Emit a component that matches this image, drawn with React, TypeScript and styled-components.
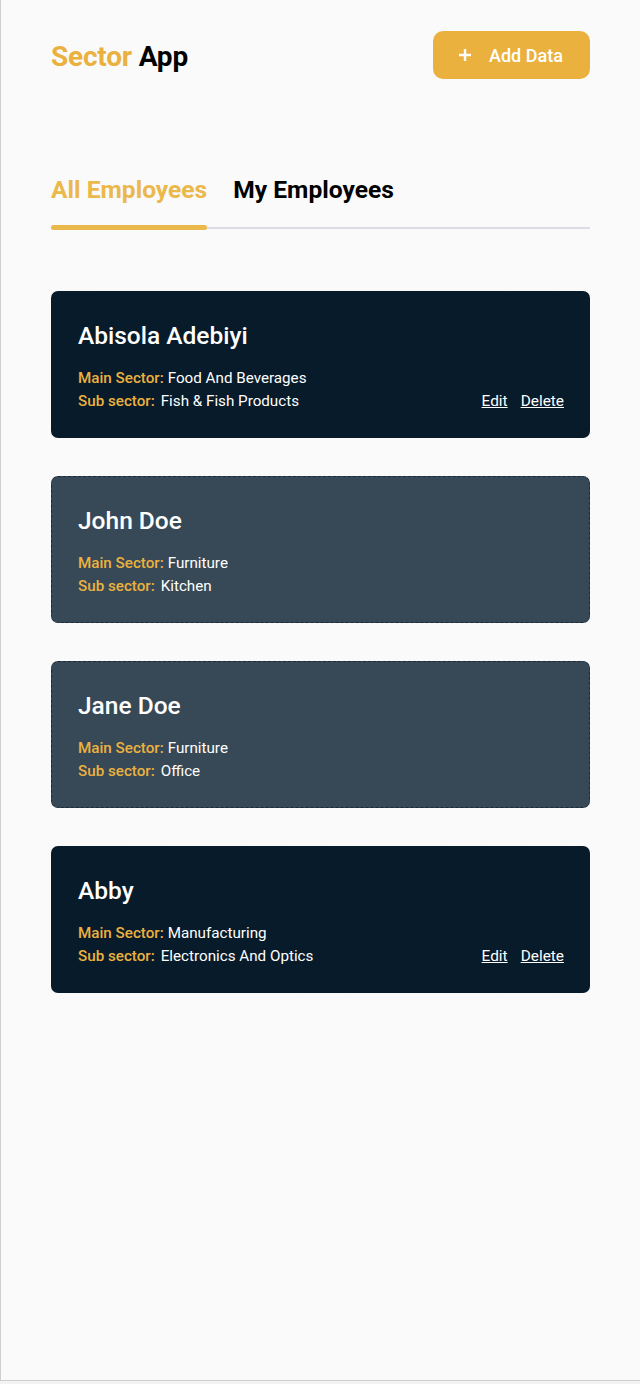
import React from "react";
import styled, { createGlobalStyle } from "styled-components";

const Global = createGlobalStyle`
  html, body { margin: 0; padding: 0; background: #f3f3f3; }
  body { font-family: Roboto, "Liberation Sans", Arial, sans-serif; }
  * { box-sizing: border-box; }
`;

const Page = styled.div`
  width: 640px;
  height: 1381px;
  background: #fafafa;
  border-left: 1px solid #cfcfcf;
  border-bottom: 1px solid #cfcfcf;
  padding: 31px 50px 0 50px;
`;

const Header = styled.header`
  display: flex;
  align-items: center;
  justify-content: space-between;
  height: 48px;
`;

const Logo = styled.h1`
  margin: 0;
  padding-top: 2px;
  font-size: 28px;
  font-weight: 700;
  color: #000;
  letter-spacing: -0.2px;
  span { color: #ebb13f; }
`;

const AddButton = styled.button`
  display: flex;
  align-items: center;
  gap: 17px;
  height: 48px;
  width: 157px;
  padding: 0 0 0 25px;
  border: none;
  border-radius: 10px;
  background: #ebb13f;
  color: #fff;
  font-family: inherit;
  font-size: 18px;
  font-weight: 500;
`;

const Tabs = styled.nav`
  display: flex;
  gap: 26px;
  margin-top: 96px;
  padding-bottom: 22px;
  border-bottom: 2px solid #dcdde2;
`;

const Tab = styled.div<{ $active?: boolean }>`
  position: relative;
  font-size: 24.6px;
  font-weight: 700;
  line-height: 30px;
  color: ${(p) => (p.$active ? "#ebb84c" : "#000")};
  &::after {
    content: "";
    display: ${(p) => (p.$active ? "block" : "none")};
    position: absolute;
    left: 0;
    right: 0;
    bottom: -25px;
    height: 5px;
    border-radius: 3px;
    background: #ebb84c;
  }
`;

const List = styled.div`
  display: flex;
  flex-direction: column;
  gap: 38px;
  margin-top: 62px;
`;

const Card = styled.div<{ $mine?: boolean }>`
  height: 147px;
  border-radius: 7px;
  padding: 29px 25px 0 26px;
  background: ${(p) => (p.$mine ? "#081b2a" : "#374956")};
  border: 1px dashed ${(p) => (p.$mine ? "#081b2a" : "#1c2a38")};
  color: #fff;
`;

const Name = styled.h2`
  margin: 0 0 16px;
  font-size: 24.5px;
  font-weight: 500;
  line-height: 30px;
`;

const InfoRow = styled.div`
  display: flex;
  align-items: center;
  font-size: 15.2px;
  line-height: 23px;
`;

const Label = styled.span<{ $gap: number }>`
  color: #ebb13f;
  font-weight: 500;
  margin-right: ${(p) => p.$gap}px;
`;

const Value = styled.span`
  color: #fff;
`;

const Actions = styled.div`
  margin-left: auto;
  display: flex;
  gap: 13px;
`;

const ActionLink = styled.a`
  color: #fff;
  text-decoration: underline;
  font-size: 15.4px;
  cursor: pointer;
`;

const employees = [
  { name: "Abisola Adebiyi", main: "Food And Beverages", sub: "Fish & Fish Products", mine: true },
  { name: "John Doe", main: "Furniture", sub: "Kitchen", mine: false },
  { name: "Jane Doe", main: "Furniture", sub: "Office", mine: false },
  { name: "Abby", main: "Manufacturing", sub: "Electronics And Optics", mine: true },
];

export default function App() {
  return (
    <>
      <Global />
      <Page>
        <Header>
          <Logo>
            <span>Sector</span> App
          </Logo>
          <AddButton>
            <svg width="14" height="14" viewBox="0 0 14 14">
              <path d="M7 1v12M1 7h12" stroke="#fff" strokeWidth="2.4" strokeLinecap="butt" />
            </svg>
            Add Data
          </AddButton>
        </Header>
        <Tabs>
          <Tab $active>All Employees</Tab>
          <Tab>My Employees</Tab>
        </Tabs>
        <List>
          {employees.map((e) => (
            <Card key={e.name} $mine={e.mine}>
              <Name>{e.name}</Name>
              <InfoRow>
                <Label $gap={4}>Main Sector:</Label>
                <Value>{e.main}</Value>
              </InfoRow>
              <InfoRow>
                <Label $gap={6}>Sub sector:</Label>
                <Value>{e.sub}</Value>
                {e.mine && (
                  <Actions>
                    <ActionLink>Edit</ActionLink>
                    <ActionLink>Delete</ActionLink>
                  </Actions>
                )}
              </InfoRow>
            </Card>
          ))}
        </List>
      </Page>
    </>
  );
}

============

Select the lines that carry the string "React" and copy them.

Solution for this task:
Emit a component that matches this image, drawn with React, TypeScript and styled-components.
import React from "react";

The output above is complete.